Yes I know, this picture by itself is not very interesting, but that's because what you are failing to realize is that just 500 miles south of there, we come across that ever-useful hunk of land called "Antarctica." Also, you will notice that that body of water over yonder, the southern Atlantic Ocean, is pretty much open water, meaning that it is not surrounded by islands/mountains/protection...essentially, it is very choppy, and in order to get to our next destination, we had to ford this treacherous beast, and I must admit, she had her way with me for a good chunk of time.

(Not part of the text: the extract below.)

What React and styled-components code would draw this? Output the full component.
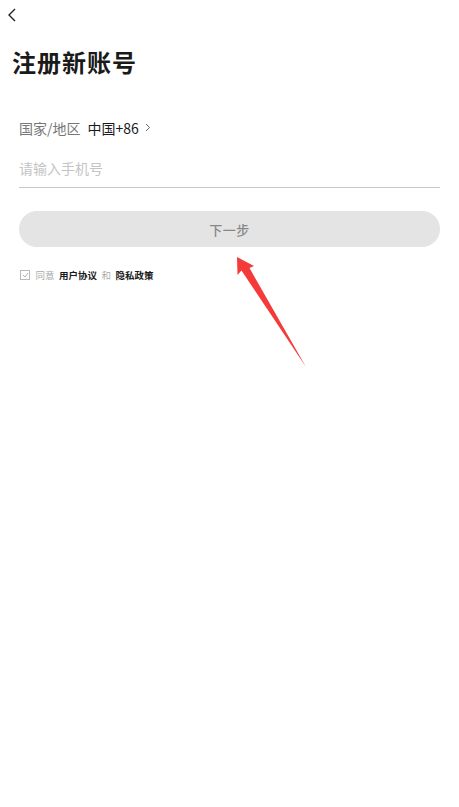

Here's the pony-show procession to get to the Cape Horn monument. If you haven't already noticed (which if you have eyes like me, that's probably the case-see: John Joyce for thanks), we're all sporting some pretty classy lifevests, a requirement when disembarking the boat. The walk there took longer than expected, due to the fact that most people who take this type of cruise tend to be in their later years of life, so the going was a bit slow with these forefathers of ours leading the way. Pretty much, the age gap on the cruise was incredible, as you would be hard pressed to find someone inbetween the ages of 20-60. These poor folks had to deal with us for what probably seemed like the longest 3 nights of their lives. They were troopers, no doubt.
Ah yes, one of my favorite pics of the entire trip. As you can see, the lifevests came equipped with extra safety measures, including the crotch strap to ensure that just in case all the other straps fail, this one is bound to keep the lifevest nice and snug on the torso. Every time we were forced to wear these heinous things, I made sure all my straps were buckled, including the booty floss, and tightened it as far as I could to preserve the jewels while at the same time ensuring a big old, and completely visible, wedggie. The girls really loved it, enough to take this picture for me. Charming, I'm aware...thanks Mikey.